La decisione di arrivare all’unificazione dei diversi modelli di arnia con la scelta del modello “Dadant Blatt” fu sanzionata al Convegno degli Apicoltori Italiani tenutosi a Napoli nel 1922, dopo la relazione dell’Ing. Carlo Carlini, che ne era stato uno dei principali propugnatori. Essa avvenne dopo decenni di discussioni e polemiche anche piuttosto sanguigne, a volte con scambi di insulti, sulle riviste apistiche italiane. Naturalmente il processo fu tutt’altro che facilmente e definitivamente concluso. Ancora nel 1923 Don Rosato, sulla rivista “L’Ape Italiana” di Torino proponeva, come modello che potesse raccogliere i lati positivi di tutti gli altri modelli esistenti, una sua “arnia P.E.C.M.A.”, dai telaini addirittura a forma di esagoni stretti in basso. E a tutt’oggi vengono di tanto in tanto proposti modelli diversi.

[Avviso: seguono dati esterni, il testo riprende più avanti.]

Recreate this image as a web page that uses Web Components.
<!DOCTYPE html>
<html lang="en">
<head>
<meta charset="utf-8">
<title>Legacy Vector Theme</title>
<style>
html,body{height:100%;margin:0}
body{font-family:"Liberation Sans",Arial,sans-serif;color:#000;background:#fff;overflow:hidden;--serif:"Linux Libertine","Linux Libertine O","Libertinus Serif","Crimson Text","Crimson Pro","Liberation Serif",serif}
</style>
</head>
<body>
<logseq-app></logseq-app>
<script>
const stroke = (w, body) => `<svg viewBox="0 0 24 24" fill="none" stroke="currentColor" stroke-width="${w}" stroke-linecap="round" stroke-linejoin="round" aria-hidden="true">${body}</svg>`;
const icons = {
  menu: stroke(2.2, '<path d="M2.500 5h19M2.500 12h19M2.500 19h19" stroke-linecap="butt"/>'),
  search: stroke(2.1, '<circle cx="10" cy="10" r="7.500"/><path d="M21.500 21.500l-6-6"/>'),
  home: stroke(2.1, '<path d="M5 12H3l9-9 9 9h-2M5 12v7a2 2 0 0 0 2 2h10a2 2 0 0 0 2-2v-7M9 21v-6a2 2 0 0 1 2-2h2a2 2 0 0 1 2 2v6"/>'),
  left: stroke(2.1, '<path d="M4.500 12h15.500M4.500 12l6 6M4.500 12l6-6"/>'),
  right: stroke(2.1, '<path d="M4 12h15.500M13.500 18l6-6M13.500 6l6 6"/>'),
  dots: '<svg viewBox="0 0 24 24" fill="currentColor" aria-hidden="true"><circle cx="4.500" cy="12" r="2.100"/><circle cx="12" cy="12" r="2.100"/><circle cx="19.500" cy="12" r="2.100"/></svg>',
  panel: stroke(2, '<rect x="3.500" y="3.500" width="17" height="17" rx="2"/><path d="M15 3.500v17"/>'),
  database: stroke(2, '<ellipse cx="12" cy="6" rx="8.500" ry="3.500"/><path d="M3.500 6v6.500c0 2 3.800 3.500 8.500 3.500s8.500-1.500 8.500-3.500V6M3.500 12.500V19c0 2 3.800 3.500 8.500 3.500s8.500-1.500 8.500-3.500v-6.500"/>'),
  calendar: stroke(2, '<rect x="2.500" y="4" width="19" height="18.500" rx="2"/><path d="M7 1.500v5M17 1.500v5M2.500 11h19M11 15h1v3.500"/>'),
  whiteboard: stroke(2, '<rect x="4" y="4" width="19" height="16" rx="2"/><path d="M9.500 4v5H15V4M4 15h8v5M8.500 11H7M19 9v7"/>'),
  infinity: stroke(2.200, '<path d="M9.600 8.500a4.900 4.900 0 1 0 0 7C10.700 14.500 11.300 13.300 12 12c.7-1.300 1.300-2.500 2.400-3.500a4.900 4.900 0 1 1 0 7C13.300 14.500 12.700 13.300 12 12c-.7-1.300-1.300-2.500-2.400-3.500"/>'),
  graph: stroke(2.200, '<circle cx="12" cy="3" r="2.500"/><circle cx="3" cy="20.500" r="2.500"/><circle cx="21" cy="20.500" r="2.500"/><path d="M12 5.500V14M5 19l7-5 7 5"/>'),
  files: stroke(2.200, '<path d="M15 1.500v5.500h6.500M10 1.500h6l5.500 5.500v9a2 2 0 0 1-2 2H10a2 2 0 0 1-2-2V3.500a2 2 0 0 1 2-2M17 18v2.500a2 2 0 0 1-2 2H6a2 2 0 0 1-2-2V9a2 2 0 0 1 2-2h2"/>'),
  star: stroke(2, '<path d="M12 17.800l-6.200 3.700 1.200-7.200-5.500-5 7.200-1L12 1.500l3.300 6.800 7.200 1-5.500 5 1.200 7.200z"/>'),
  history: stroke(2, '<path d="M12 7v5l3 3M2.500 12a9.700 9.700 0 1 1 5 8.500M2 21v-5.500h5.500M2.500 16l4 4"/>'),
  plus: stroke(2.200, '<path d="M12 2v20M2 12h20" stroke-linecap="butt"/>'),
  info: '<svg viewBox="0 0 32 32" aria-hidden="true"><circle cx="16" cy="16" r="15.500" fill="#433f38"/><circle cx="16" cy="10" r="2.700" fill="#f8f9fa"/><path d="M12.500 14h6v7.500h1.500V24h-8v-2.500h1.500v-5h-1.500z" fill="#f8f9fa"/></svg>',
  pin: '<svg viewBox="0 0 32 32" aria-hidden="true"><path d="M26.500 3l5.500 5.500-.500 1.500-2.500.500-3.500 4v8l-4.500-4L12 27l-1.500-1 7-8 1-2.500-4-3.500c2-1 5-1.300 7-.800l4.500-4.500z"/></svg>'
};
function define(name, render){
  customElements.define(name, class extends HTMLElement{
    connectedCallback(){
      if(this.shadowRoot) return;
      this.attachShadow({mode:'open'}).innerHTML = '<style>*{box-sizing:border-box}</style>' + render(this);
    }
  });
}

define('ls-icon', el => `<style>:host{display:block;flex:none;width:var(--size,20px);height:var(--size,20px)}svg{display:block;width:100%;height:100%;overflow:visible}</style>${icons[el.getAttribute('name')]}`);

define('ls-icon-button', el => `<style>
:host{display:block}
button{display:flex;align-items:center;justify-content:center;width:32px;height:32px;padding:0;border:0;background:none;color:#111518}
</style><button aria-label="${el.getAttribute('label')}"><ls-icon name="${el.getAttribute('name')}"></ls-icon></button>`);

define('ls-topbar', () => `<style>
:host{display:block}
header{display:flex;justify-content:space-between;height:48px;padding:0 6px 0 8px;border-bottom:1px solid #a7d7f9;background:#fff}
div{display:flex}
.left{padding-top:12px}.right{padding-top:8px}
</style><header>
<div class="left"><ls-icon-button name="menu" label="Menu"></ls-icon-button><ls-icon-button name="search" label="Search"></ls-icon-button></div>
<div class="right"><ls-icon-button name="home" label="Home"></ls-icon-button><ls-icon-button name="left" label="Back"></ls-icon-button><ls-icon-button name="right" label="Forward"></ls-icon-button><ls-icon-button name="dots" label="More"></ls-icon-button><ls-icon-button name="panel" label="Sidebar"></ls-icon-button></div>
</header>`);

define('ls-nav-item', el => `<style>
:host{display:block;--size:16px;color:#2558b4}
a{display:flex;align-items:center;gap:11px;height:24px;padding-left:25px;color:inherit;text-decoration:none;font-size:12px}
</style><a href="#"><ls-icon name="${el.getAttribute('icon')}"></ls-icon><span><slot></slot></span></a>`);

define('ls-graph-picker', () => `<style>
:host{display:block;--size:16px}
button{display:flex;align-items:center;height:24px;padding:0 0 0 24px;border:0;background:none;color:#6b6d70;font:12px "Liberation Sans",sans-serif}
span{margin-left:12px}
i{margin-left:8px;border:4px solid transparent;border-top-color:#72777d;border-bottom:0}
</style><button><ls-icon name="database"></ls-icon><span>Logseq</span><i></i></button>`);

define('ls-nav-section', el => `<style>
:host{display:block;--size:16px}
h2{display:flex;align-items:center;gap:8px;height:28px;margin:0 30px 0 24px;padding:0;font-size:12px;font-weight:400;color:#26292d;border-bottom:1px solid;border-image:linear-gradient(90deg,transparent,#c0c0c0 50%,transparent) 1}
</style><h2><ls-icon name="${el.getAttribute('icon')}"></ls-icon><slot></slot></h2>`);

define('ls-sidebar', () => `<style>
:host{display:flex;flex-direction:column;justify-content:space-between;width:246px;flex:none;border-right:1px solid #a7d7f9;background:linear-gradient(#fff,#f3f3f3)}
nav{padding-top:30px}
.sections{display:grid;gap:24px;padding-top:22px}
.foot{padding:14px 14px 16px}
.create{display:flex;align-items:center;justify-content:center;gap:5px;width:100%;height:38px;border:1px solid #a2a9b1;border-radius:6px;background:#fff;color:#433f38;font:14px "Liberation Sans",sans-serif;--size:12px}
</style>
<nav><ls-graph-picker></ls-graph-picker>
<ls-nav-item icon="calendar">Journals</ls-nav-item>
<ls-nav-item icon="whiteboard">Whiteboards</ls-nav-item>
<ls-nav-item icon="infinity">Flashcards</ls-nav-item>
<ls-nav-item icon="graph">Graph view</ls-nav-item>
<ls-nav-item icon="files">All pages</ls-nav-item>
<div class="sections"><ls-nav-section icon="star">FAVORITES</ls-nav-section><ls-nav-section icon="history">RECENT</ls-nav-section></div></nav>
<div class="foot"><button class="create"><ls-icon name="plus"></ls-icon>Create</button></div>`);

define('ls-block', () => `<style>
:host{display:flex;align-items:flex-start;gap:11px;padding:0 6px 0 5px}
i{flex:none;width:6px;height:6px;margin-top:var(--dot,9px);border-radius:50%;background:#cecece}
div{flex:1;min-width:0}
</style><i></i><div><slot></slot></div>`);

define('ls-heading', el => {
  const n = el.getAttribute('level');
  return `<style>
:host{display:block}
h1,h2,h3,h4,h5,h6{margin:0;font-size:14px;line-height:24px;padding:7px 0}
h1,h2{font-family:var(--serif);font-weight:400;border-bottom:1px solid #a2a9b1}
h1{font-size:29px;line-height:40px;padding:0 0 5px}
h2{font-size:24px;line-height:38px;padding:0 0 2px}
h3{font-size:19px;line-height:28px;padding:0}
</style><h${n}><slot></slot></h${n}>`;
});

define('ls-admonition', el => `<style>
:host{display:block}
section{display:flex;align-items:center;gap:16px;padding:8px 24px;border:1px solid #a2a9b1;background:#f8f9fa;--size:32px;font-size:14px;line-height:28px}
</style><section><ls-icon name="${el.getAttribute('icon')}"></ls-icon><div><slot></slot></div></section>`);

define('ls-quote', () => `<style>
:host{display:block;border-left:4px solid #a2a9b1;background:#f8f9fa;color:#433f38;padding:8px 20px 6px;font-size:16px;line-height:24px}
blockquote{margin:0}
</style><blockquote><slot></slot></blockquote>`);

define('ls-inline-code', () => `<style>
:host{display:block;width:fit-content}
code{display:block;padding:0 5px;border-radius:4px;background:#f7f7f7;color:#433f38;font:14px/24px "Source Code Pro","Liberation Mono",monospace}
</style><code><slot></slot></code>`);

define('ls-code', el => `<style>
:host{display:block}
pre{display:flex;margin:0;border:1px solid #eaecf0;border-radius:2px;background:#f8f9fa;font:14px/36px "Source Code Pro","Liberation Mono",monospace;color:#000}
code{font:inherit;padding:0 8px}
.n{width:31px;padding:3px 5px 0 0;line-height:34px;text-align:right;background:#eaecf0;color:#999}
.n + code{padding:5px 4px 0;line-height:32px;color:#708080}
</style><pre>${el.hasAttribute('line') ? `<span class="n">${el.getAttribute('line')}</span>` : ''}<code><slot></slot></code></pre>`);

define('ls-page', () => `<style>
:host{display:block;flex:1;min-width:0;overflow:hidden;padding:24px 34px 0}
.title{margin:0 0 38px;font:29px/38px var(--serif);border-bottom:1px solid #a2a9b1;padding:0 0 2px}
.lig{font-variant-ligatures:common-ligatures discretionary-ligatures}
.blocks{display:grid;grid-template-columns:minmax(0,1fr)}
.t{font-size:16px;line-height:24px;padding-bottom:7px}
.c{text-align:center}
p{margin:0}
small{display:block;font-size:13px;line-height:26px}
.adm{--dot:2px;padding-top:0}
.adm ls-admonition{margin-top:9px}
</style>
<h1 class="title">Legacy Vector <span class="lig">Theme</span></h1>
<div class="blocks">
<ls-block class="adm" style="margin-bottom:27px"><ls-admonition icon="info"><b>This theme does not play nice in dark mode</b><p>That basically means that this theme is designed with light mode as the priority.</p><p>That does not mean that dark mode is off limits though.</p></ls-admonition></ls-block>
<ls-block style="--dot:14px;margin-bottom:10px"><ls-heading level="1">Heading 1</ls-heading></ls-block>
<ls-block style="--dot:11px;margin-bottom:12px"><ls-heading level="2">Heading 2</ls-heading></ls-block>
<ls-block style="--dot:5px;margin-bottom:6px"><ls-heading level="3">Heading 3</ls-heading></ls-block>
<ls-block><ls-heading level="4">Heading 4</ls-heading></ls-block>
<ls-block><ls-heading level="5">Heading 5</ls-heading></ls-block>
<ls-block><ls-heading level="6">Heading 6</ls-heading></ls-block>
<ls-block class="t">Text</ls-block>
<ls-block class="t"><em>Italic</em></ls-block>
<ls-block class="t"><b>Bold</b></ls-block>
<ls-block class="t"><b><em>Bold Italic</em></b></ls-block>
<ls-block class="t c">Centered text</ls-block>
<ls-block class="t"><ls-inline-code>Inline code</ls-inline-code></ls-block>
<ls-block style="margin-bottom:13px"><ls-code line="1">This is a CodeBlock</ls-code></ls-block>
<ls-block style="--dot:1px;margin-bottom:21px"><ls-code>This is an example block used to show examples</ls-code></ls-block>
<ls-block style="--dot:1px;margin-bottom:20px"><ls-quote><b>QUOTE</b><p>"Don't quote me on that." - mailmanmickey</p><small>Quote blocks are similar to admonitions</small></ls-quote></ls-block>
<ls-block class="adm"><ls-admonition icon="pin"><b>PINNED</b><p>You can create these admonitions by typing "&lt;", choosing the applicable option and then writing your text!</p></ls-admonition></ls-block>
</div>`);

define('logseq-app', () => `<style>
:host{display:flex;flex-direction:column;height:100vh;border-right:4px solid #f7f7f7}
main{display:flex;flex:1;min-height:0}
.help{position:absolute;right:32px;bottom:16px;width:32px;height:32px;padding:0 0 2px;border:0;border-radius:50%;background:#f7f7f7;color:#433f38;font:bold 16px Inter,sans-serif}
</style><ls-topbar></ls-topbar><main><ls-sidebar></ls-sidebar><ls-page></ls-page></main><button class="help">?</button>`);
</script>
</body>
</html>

Don Angeleri motiva la sua presa di posizione ricordando che l’arnia D.B. si adatta al massimo sviluppo di una colonia, in cui la regina ha agio di deporre nei favi grandi senza la necessità di salire anche a melario. Ne sottolinea la modularità (tramite l’uso accorto del diaframma) per adattarla alle proporzioni di famiglie anche di dimensioni più modeste di quelle ottimali, ironizzando su come”ad ogni crisi dell’apicoltura, che succede regolarmente ogni 40-50 anni e che si fa più acuta dopo qualche annata deficitaria, gli apicoltori ne attribuiscono la causa alla capacità dell’arnia” . E osserva come il melario basso faciliti la smelatura evitando la rottura di favi, e non rischi di raffreddare il nido di covata. Una variazione che Don Giacomo propose, senza in nulla alterare i criteri e le dimensioni del modello standard, fu il “Fondo Eureka”, che forniva alle api un predellino ascendente per facilitare il movimento e la sosta delle api e sollevava di 12 centimetri l’altezza dell’arnia, “conservando il fondo sano e caldo”. Ripiegabile all’insù, poteva fornire un riparo contro pioggia e vento. Inoltre, aggiungeva, “dà all’arnia un po’di estetica”.

Casa di RoaglieQuesta foto documenta bene l’attuale situazione della casa dove don Angeleri visse l’ultima parte della sua vita, con un’intensità di incontri, lezioni, giornate di studio. In questa casa egli morì. Parte del lascito della sorella Maria Grada all’Istituto di Apicoltura dell’Università di Torino, essa è oggi per lo più tristemente chiusa e inutilizzata, salvo poche attività come le quindicinali riunioni della “Consociazione (ex-Consorzio) Apicoltori della Provincia di Torino” e qualche sperimentazione svolta nel piccolo apiario situato nel giardino dall’Istituto di Apicoltura dell’Università di Torino- Dipartimento di valorizzazione e Protezione delle Risorse Agroforestali.
La casa ha tra l’altro una sala riunioni, una biblioteca di libri e riviste apistiche piuttosto ricca. Vi sono, nei sotterranei, diverse arnie storiche (tra cui la rara arnia canavesana Duca d’Agliè, l’arnia cuoriforme Tonelli, l’arnia Sartori, l’arnia Angeleri fondo Eureka e tante altre).
La casa abbisogna di qualche lavoro di mantenimento e adeguamento degli impianti elettrici.
Sarebbe bello poterla immaginare di nuovo pulsante di passione apistica.